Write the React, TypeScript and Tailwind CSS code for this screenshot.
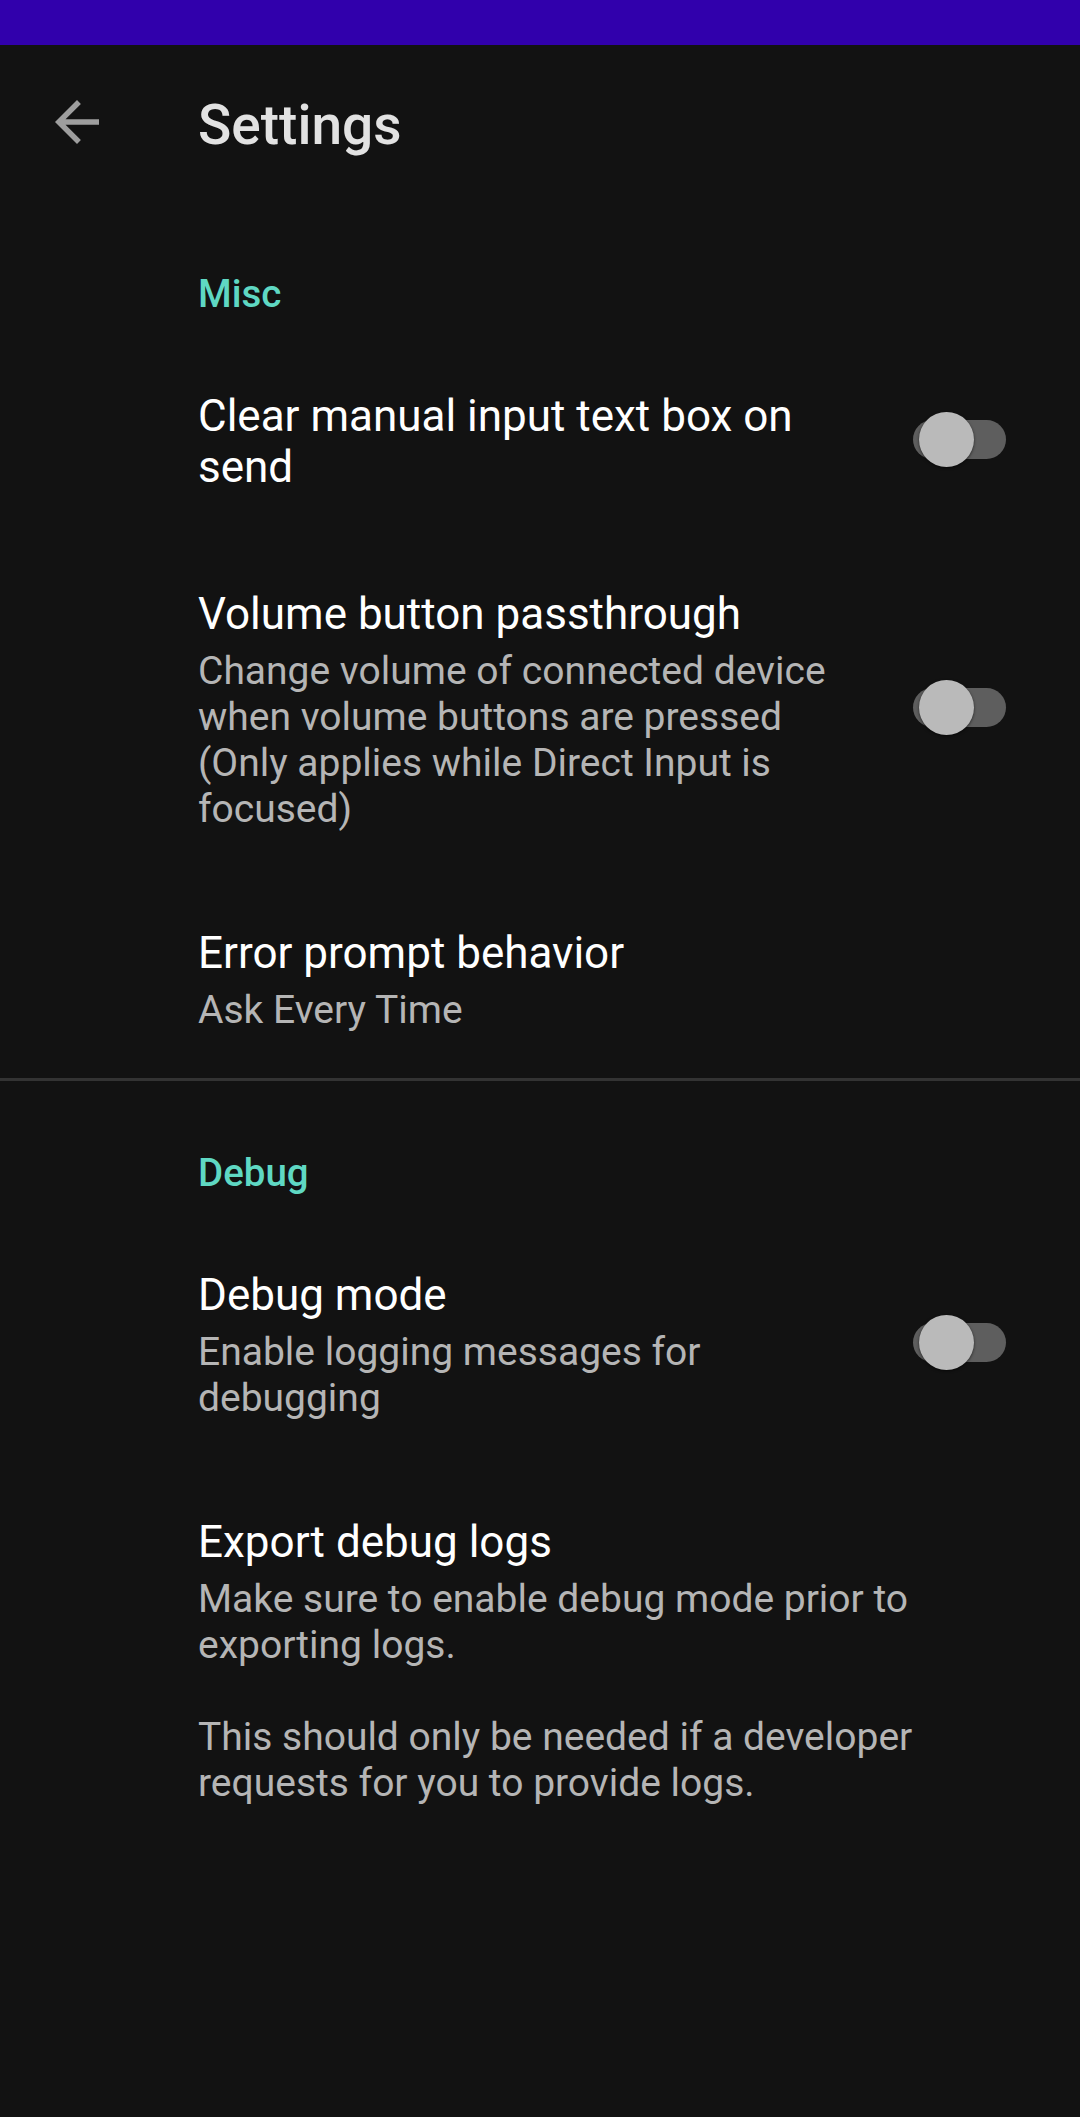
import React from "react";

function Toggle() {
  return (
    <div className="relative mb-[6px] h-[55px] w-[93px] shrink-0">
      <div className="absolute left-0 top-[8px] h-[39px] w-[93px] rounded-full bg-[#5e5e5e]" />
      <div className="absolute left-[6px] top-0 h-[55px] w-[55px] rounded-full bg-[#bababa] shadow-[0_1px_3px_rgba(0,0,0,0.6)]" />
    </div>
  );
}

type ItemProps = {
  title: string;
  summary?: string;
  toggle?: boolean;
  last?: boolean;
};

function Item({ title, summary, toggle, last }: ItemProps) {
  return (
    <div
      className={
        last
          ? "flex items-center pt-[48px] pb-[45px] pl-[198px] pr-[74px]"
          : "flex items-center py-[48px] pl-[198px] pr-[74px]"
      }
    >
      <div className={toggle ? "min-w-0 flex-1 pr-[53px]" : "min-w-0 flex-1"}>
        <div className="text-[44px] leading-[51px] text-white">{title}</div>
        {summary && (
          <div className="mt-[8px] whitespace-pre-line text-[39px] leading-[46px] text-[#b5b5b5]">
            {summary}
          </div>
        )}
      </div>
      {toggle && <Toggle />}
    </div>
  );
}

function Header({ text }: { text: string }) {
  return (
    <div className="mb-[27px] pl-[198px] text-[38.5px] font-medium leading-[45px] text-[#5fd8c3]">
      {text}
    </div>
  );
}

export default function App() {
  return (
    <div
      className="min-h-screen w-full bg-[#121212]"
      style={{ fontFamily: "Roboto, 'Noto Sans', sans-serif" }}
    >
      <div className="h-[45px] w-full bg-[#3100ac]" />
      <div className="flex h-[154px] items-center">
        <div className="ml-[44px] flex h-[66px] w-[66px] items-center justify-center">
          <svg width="66" height="66" viewBox="0 0 24 24" fill="#9e9e9e">
            <path d="M20 11H7.83l5.59-5.59L12 4l-8 8 8 8 1.41-1.41L7.83 13H20v-2z" />
          </svg>
        </div>
        <div className="ml-[88px] pt-[5px] text-[55px] font-medium leading-[64px] text-[#e2e2e2]">
          Settings
        </div>
      </div>

      <div className="pt-[72px]">
        <Header text="Misc" />
        <Item title="Clear manual input text box on send" toggle />
        <Item
          title="Volume button passthrough"
          summary="Change volume of connected device when volume buttons are pressed (Only applies while Direct Input is focused)"
          toggle
        />
        <Item title="Error prompt behavior" summary="Ask Every Time" last />
      </div>

      <div className="h-[3px] w-full bg-[#333333]" />

      <div className="pt-[69px]">
        <Header text="Debug" />
        <Item title="Debug mode" summary="Enable logging messages for debugging" toggle />
        <Item
          title="Export debug logs"
          summary={"Make sure to enable debug mode prior to exporting logs.\n\nThis should only be needed if a developer requests for you to provide logs."}
        />
      </div>
    </div>
  );
}
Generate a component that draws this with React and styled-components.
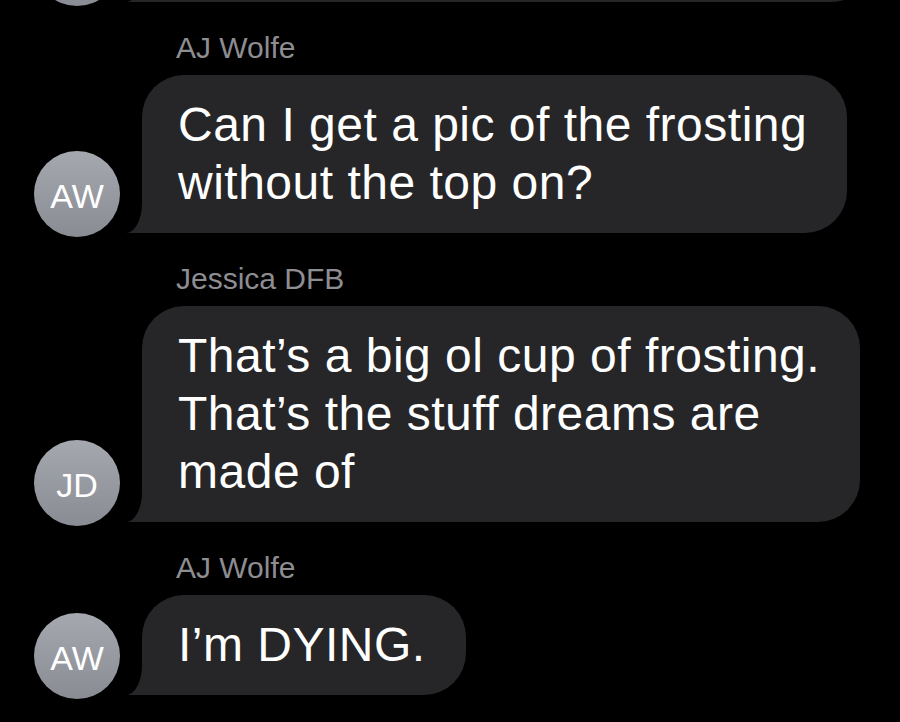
━━━━━━━━━━━━━━━━━━━━━━━━━━━━━━
Exercise instructions:
Reproduce every record above exactly, omitting the pictures.

Reply to the exercise:
Write the React, TypeScript and Tailwind CSS code for this screenshot.
import React from "react";

function Toggle() {
  return (
    <div className="relative mb-[6px] h-[55px] w-[93px] shrink-0">
      <div className="absolute left-0 top-[8px] h-[39px] w-[93px] rounded-full bg-[#5e5e5e]" />
      <div className="absolute left-[6px] top-0 h-[55px] w-[55px] rounded-full bg-[#bababa] shadow-[0_1px_3px_rgba(0,0,0,0.6)]" />
    </div>
  );
}

type ItemProps = {
  title: string;
  summary?: string;
  toggle?: boolean;
  last?: boolean;
};

function Item({ title, summary, toggle, last }: ItemProps) {
  return (
    <div
      className={
        last
          ? "flex items-center pt-[48px] pb-[45px] pl-[198px] pr-[74px]"
          : "flex items-center py-[48px] pl-[198px] pr-[74px]"
      }
    >
      <div className={toggle ? "min-w-0 flex-1 pr-[53px]" : "min-w-0 flex-1"}>
        <div className="text-[44px] leading-[51px] text-white">{title}</div>
        {summary && (
          <div className="mt-[8px] whitespace-pre-line text-[39px] leading-[46px] text-[#b5b5b5]">
            {summary}
          </div>
        )}
      </div>
      {toggle && <Toggle />}
    </div>
  );
}

function Header({ text }: { text: string }) {
  return (
    <div className="mb-[27px] pl-[198px] text-[38.5px] font-medium leading-[45px] text-[#5fd8c3]">
      {text}
    </div>
  );
}

export default function App() {
  return (
    <div
      className="min-h-screen w-full bg-[#121212]"
      style={{ fontFamily: "Roboto, 'Noto Sans', sans-serif" }}
    >
      <div className="h-[45px] w-full bg-[#3100ac]" />
      <div className="flex h-[154px] items-center">
        <div className="ml-[44px] flex h-[66px] w-[66px] items-center justify-center">
          <svg width="66" height="66" viewBox="0 0 24 24" fill="#9e9e9e">
            <path d="M20 11H7.83l5.59-5.59L12 4l-8 8 8 8 1.41-1.41L7.83 13H20v-2z" />
          </svg>
        </div>
        <div className="ml-[88px] pt-[5px] text-[55px] font-medium leading-[64px] text-[#e2e2e2]">
          Settings
        </div>
      </div>

      <div className="pt-[72px]">
        <Header text="Misc" />
        <Item title="Clear manual input text box on send" toggle />
        <Item
          title="Volume button passthrough"
          summary="Change volume of connected device when volume buttons are pressed (Only applies while Direct Input is focused)"
          toggle
        />
        <Item title="Error prompt behavior" summary="Ask Every Time" last />
      </div>

      <div className="h-[3px] w-full bg-[#333333]" />

      <div className="pt-[69px]">
        <Header text="Debug" />
        <Item title="Debug mode" summary="Enable logging messages for debugging" toggle />
        <Item
          title="Export debug logs"
          summary={"Make sure to enable debug mode prior to exporting logs.\n\nThis should only be needed if a developer requests for you to provide logs."}
        />
      </div>
    </div>
  );
}
Generate a component that draws this with React and styled-components.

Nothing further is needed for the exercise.